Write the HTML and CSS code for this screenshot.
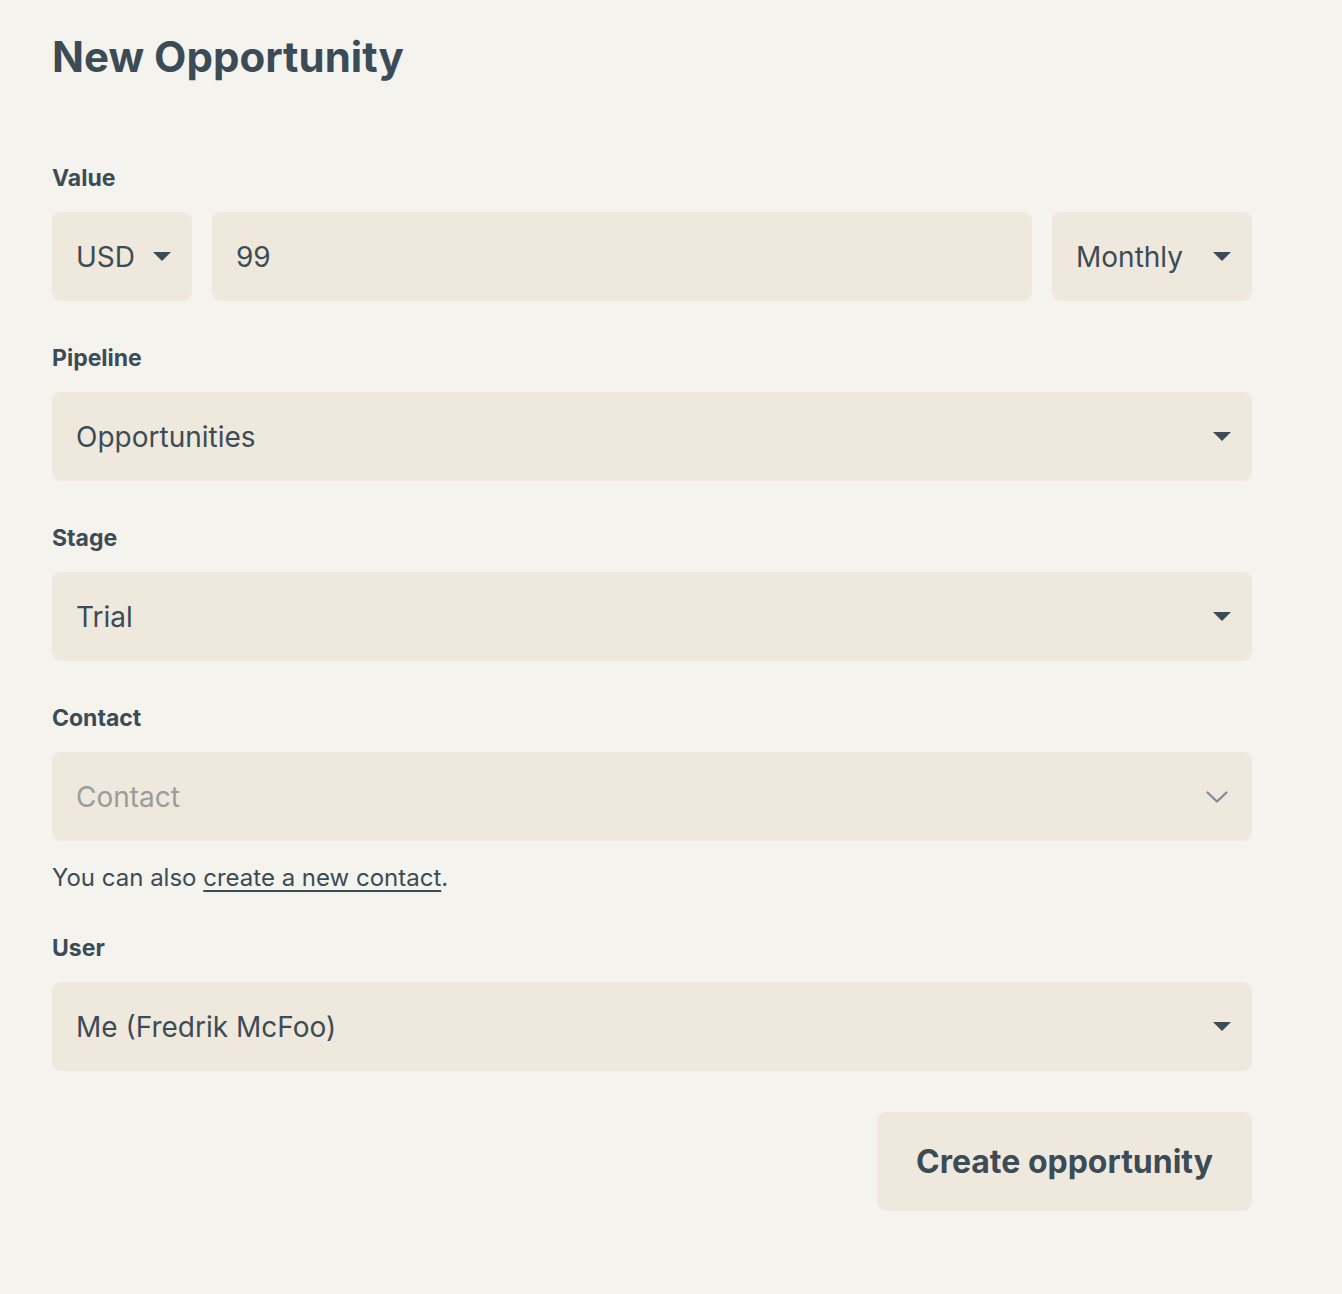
FILE: index.html
```html
<!DOCTYPE html>
<html lang="en">
<head>
<meta charset="utf-8">
<title>New Opportunity</title>
<link rel="stylesheet" href="styles.css">
</head>
<body>
<main class="page">
  <h1 class="title">New Opportunity</h1>
  <form class="form">
    <div class="field">
      <label class="label">Value</label>
      <div class="value-row">
        <div class="select select-currency"><span>USD</span><span class="caret"></span></div>
        <div class="input input-amount">99</div>
        <div class="select select-period"><span>Monthly</span><span class="caret"></span></div>
      </div>
    </div>
    <div class="field">
      <label class="label">Pipeline</label>
      <div class="select"><span>Opportunities</span><span class="caret"></span></div>
    </div>
    <div class="field">
      <label class="label">Stage</label>
      <div class="select"><span>Trial</span><span class="caret"></span></div>
    </div>
    <div class="field field-contact">
      <label class="label">Contact</label>
      <div class="select select-search"><span class="placeholder">Contact</span>
        <svg class="chevron" width="22" height="12" viewBox="0 0 22 12"><path d="M1.5 1.5 L11 10.5 L20.5 1.5" fill="none" stroke="#7d8b98" stroke-width="2.2" stroke-linecap="round" stroke-linejoin="round"/></svg>
      </div>
      <p class="help">You can also <a href="#" class="link">create a new contact</a>.</p>
    </div>
    <div class="field">
      <label class="label">User</label>
      <div class="select"><span>Me (Fredrik McFoo)</span><span class="caret"></span></div>
    </div>
    <div class="actions">
      <button type="button" class="button">Create opportunity</button>
    </div>
  </form>
</main>
</body>
</html>
```
FILE: styles.css
```css
html, body {
  margin: 0;
  padding: 0;
  background: #f5f3ee;
}
body {
  font-family: Inter, "Noto Sans", sans-serif;
  color: #3c4c56;
}
.page {
  width: 1200px;
  padding: 30px 0 0 52px;
}
.title {
  margin: 0;
  font-size: 42px;
  font-weight: 700;
  line-height: 54px;
  letter-spacing: 0;
}
.form {
  display: flex;
  flex-direction: column;
  margin-top: 79px;
}
.field {
  display: flex;
  flex-direction: column;
  margin-bottom: 42px;
}
.field-contact {
  margin-bottom: 40px;
}
.label {
  font-size: 23px;
  font-weight: 700;
  line-height: 30px;
  margin-bottom: 19px;
}
.value-row {
  display: flex;
  gap: 20px;
}
.select, .input {
  box-sizing: border-box;
  height: 89px;
  background: #efe8dd;
  border-radius: 9px;
  display: flex;
  align-items: center;
  justify-content: space-between;
  padding: 0 21px 0 24px;
  font-size: 28px;
  line-height: 1;
}
.select-currency { width: 140px; }
.input-amount { flex: 1; }
.select-period { width: 200px; }
.caret {
  width: 0;
  height: 0;
  border-left: 9.5px solid transparent;
  border-right: 9.5px solid transparent;
  border-top: 9.5px solid #3c4c56;
}
.placeholder { color: #9a9d9a; }
.select-search { padding-right: 24px; }
.chevron { display: block; }
.help {
  margin: 22px 0 0;
  font-size: 24px;
  line-height: 30px;
}
.link {
  color: #3c4c56;
  text-decoration: underline;
  text-underline-offset: 4px;
  text-decoration-thickness: 1.5px;
}
.actions {
  display: flex;
  justify-content: flex-end;
  margin-top: -1px;
}
.button {
  width: 375px;
  height: 99px;
  border: 0;
  border-radius: 9px;
  background: #efe8dd;
  color: #3c4c56;
  font-family: Inter, "Noto Sans", sans-serif;
  font-size: 32px;
  font-weight: 700;
  padding: 0;
}
```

Prompt: What is needed is an exact reproduction of the data, pictures excluded.

Exercise solution:
Write the HTML and CSS code for this screenshot.
FILE: index.html
```html
<!DOCTYPE html>
<html lang="en">
<head>
<meta charset="utf-8">
<title>New Opportunity</title>
<link rel="stylesheet" href="styles.css">
</head>
<body>
<main class="page">
  <h1 class="title">New Opportunity</h1>
  <form class="form">
    <div class="field">
      <label class="label">Value</label>
      <div class="value-row">
        <div class="select select-currency"><span>USD</span><span class="caret"></span></div>
        <div class="input input-amount">99</div>
        <div class="select select-period"><span>Monthly</span><span class="caret"></span></div>
      </div>
    </div>
    <div class="field">
      <label class="label">Pipeline</label>
      <div class="select"><span>Opportunities</span><span class="caret"></span></div>
    </div>
    <div class="field">
      <label class="label">Stage</label>
      <div class="select"><span>Trial</span><span class="caret"></span></div>
    </div>
    <div class="field field-contact">
      <label class="label">Contact</label>
      <div class="select select-search"><span class="placeholder">Contact</span>
        <svg class="chevron" width="22" height="12" viewBox="0 0 22 12"><path d="M1.5 1.5 L11 10.5 L20.5 1.5" fill="none" stroke="#7d8b98" stroke-width="2.2" stroke-linecap="round" stroke-linejoin="round"/></svg>
      </div>
      <p class="help">You can also <a href="#" class="link">create a new contact</a>.</p>
    </div>
    <div class="field">
      <label class="label">User</label>
      <div class="select"><span>Me (Fredrik McFoo)</span><span class="caret"></span></div>
    </div>
    <div class="actions">
      <button type="button" class="button">Create opportunity</button>
    </div>
  </form>
</main>
</body>
</html>
```
FILE: styles.css
```css
html, body {
  margin: 0;
  padding: 0;
  background: #f5f3ee;
}
body {
  font-family: Inter, "Noto Sans", sans-serif;
  color: #3c4c56;
}
.page {
  width: 1200px;
  padding: 30px 0 0 52px;
}
.title {
  margin: 0;
  font-size: 42px;
  font-weight: 700;
  line-height: 54px;
  letter-spacing: 0;
}
.form {
  display: flex;
  flex-direction: column;
  margin-top: 79px;
}
.field {
  display: flex;
  flex-direction: column;
  margin-bottom: 42px;
}
.field-contact {
  margin-bottom: 40px;
}
.label {
  font-size: 23px;
  font-weight: 700;
  line-height: 30px;
  margin-bottom: 19px;
}
.value-row {
  display: flex;
  gap: 20px;
}
.select, .input {
  box-sizing: border-box;
  height: 89px;
  background: #efe8dd;
  border-radius: 9px;
  display: flex;
  align-items: center;
  justify-content: space-between;
  padding: 0 21px 0 24px;
  font-size: 28px;
  line-height: 1;
}
.select-currency { width: 140px; }
.input-amount { flex: 1; }
.select-period { width: 200px; }
.caret {
  width: 0;
  height: 0;
  border-left: 9.5px solid transparent;
  border-right: 9.5px solid transparent;
  border-top: 9.5px solid #3c4c56;
}
.placeholder { color: #9a9d9a; }
.select-search { padding-right: 24px; }
.chevron { display: block; }
.help {
  margin: 22px 0 0;
  font-size: 24px;
  line-height: 30px;
}
.link {
  color: #3c4c56;
  text-decoration: underline;
  text-underline-offset: 4px;
  text-decoration-thickness: 1.5px;
}
.actions {
  display: flex;
  justify-content: flex-end;
  margin-top: -1px;
}
.button {
  width: 375px;
  height: 99px;
  border: 0;
  border-radius: 9px;
  background: #efe8dd;
  color: #3c4c56;
  font-family: Inter, "Noto Sans", sans-serif;
  font-size: 32px;
  font-weight: 700;
  padding: 0;
}
```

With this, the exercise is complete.